What is Amalgamation
Meaning of Amalgamation:
Two or more than two joint stock companies may combine their undertakings and become one joint stock company to reap the economies of scale and to reduce or eliminate competition. It may be done either by one of the existing joint stock companies taking over the other combining company or companies, the latter being dissolved or by starting a new joint stock company which takes over all the combining joint stock companies.
For example There are two joint companies X Ltd. and Y Ltd. Now X Ltd. may take over the business of Y Ltd. which is dissolved or Y Ltd. may absorbed X Ltd. or both X Ltd. and Y Ltd. may be dissolved and the business of both the companies may be taken over by a newly formed joint stock company, say Z Ltd.
Types of Amalgamation:
Amalgamation may be in the nature of :
1. Merger : Amalgamation in nature of merger is an amalgamation which satisfies all the following conditions:
(i) All the assets and liabilities of the transferor company become, after amalgamation, the assets and liabilities of the transferee company.

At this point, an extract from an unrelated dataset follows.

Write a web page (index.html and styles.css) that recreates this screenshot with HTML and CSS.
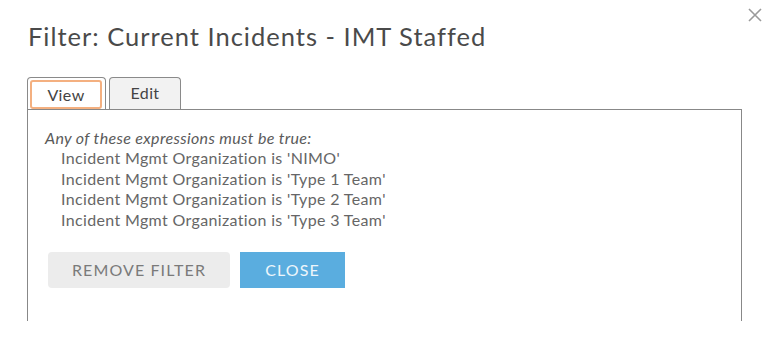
FILE: index.html
```html
<!DOCTYPE html>
<html>
<head>
<meta charset="utf-8">
<link rel="stylesheet" href="styles.css">
</head>
<body>
<div class="dialog">
  <button class="dismiss" aria-label="Close">
    <svg width="14" height="14" viewBox="0 0 14 14"><path d="M1 1L13 13M13 1L1 13" stroke="#9a9a9a" stroke-width="1.6" fill="none"/></svg>
  </button>
  <h1 class="title">Filter: Current Incidents - IMT Staffed</h1>
  <div class="tabs">
    <div class="tab active"><span class="tab-label">View</span></div>
    <div class="tab">Edit</div>
  </div>
  <div class="panel">
    <p class="intro">Any of these expressions must be true:</p>
    <ul class="exprs">
      <li>Incident Mgmt Organization is 'NIMO'</li>
      <li>Incident Mgmt Organization is 'Type 1 Team'</li>
      <li>Incident Mgmt Organization is 'Type 2 Team'</li>
      <li>Incident Mgmt Organization is 'Type 3 Team'</li>
    </ul>
    <div class="actions">
      <button class="btn btn-secondary">Remove Filter</button>
      <button class="btn btn-primary">Close</button>
    </div>
  </div>
</div>
</body>
</html>
```
FILE: styles.css
```css
html, body {
  margin: 0;
  padding: 0;
  background: #fff;
}
body {
  width: 768px;
  height: 342px;
  overflow: hidden;
  font-family: "Lato", "Open Sans", sans-serif;
  color: #555;
}
.dialog {
  position: relative;
  padding: 20px 26px 0 27px;
}
.dismiss {
  position: absolute;
  top: 8px;
  right: 6px;
  border: 0;
  background: none;
  padding: 0;
  width: 14px;
  height: 14px;
  display: flex;
}
.title {
  margin: 0;
  font-weight: 400;
  font-size: 25.5px;
  letter-spacing: 1px;
  line-height: 32px;
  color: #4a4a4a;
  padding-left: 1px;
}
.tabs {
  display: flex;
  margin-top: 25px;
  gap: 3px;
  height: 32px;
}
.tab {
  box-sizing: border-box;
  border: 1px solid #8a8a8a;
  border-bottom: 0;
  border-radius: 4px 4px 0 0;
  background: #f2f2f2;
  font-size: 16px;
  letter-spacing: 0.4px;
  color: #444;
  width: 72px;
  display: flex;
  align-items: center;
  justify-content: center;
  padding-bottom: 2px;
}
.tab.active {
  width: 79px;
  background: #fff;
  padding: 2px 3px 0 2px;
  align-items: stretch;
}
.tab-label {
  flex: 1;
  border: 2px solid #f4b080;
  border-radius: 3px;
  display: flex;
  align-items: center;
  justify-content: center;
  padding-bottom: 1px;
}
.panel {
  box-sizing: border-box;
  border: 1px solid #888;
  border-bottom: 0;
  height: 212px;
  padding: 18px 17px 0 17px;
}
.intro {
  margin: 0;
  font-style: italic;
  font-size: 16px;
  letter-spacing: 0.35px;
  line-height: 20px;
  color: #5a5a5a;
}
.exprs {
  list-style: none;
  margin: 0;
  padding: 0 0 0 16px;
  font-size: 16px;
  letter-spacing: 0.35px;
  line-height: 20.7px;
  color: #666;
}
.actions {
  display: flex;
  gap: 10px;
  margin-top: 21px;
  padding-left: 3px;
}
.btn {
  font-family: inherit;
  font-size: 16px;
  letter-spacing: 1.1px;
  text-transform: uppercase;
  border: 0;
  height: 36px;
  padding: 0;
}
.btn-secondary {
  width: 182px;
  background: #ececec;
  color: #7a7a7a;
  border-radius: 4px;
}
.btn-primary {
  width: 105px;
  background: #5aaddf;
  color: #eef6fb;
}
```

(ii) Shareholders holding not less than 90% of the face value of the equity shares of the transferor company (other than the equity shares already held therein, immediately before the amalgamation, by the transferee company or its subsidiaries or their nominees) become equity shareholders of the transferee company by virtue of the amalgamation.
(iii) The consideration for the amalgamation receivable by those equity shareholders of the transferor company who agree to become equity shareholders of the transferee company is discharged by the transferee company wholly by the issue of equity shares in the transferee company, except that cash may be paid in respect of any fractional shares.
(iv) The business of the transferor company is intended to be carried on, after the amalgamation, by the transferee company.
(v) No adjustment is intended to be made to the book values of the assets and liabilities of the transferor company when they are incorporated in the financial statements of the transferee company except to ensure uniformity of accounting policies.
2. Amalgamation in the nature of purchase is an amalgamation
which does not satisfy any one or more of the conditions mentioned above.
Reconstruction means reorganization of a company’s financial structure. In reconstruction of a company, the assets and liabilities of the company are revalued, the losses suffered by the company are written off by a deduction of the paid-up value of shares and/or varying of the rights attached to different classes of shares and compounding with the creditors.
If it done without liquidating the company and forming a new company, the process is called internal reconstruction. In case of external reconstruction, the undertaking being carried on by the company is transferred to a newly started company consisting substantially of the same shareholder.